Her only option now is to become an “agency fee” payer, in which she is no longer a union “member,” but still has to pay a monthly fee. In most situations, a union will tell the employee that the agency fee is nearly the same as the dues. Many members don’t bother to change their status, because fee payers can no longer vote in union elections or on contracts, and they don’t think the modest savings are worth the trouble. Allen has inquired about being an agency fee payer, but has yet to receive information from the union.
The deal between the Lansing schools and Cook lets the union president collect a six-figure salary from a private organization but still vest in the state-run school pension system. The Lansing School District pays his salary and a contribution to his pension, and is reimbursed by the MEA. Currently, however, the pension-fund contributions that schools make do not cover the system’s ongoing underfunding, for which taxpayers remain on the hook. The extent to which some individuals are allowed to “spike” their benefits only contributes to that problem.
Cook worked as a teacher’s aide in the Lansing School District but phased out those duties when he was elected an MEA officer in 1991. The arrangement with district allows him to not only collect a public pension, but also collect one that will be based on his MEA salary, which exceeds $200,000. The pension system he is in is for “Michigan Public School Employees,” but the union and the district worked out an arrangement to allow an employee of a private organization to reap benefits, as well.
The deal is similar to an arrangement uncovered in Chicago in 2011, in which a union official was able to amass a $158,000 annual public pension by working one day on the city payroll.

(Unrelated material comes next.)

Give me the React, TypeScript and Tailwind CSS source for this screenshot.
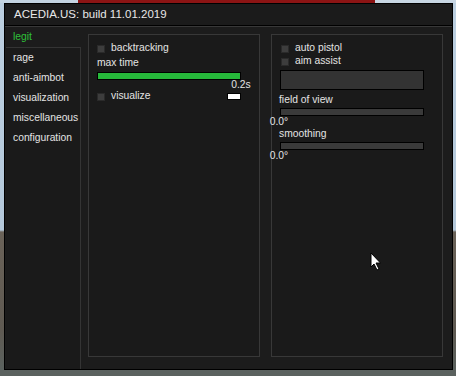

“These cases clearly illustrate that the government unions are not here for the benefit of ‘the children’ much less the benefit of their own rank and file. The union bosses are hanging on for dear life to a system that keeps them in power and makes them rich at the expense of taxpayers,” said Rae Ann McNeilly, executive director of Taxpayers United of America.
Taxpayers United of America is a nonprofit organization that in 2006 began publishing data on the top state and municipal pensions throughout the country. It holds workshops to teach the media and the public how to get access to the data.
Allen believes the deal with Cook allows the district to buy leverage with the union at member expense.
“It is another slap in the face and even more reason to not trust the union or the district. Secretaries are severely underpaid and can’t afford to pay a union that doesn’t help us or answer our questions. And we especially shouldn’t have to pay a union that threatens and intimidates us,” said Allen.
The Lansing School District, the Lansing Schools Education Association and the MEA did not return calls and emails for comment.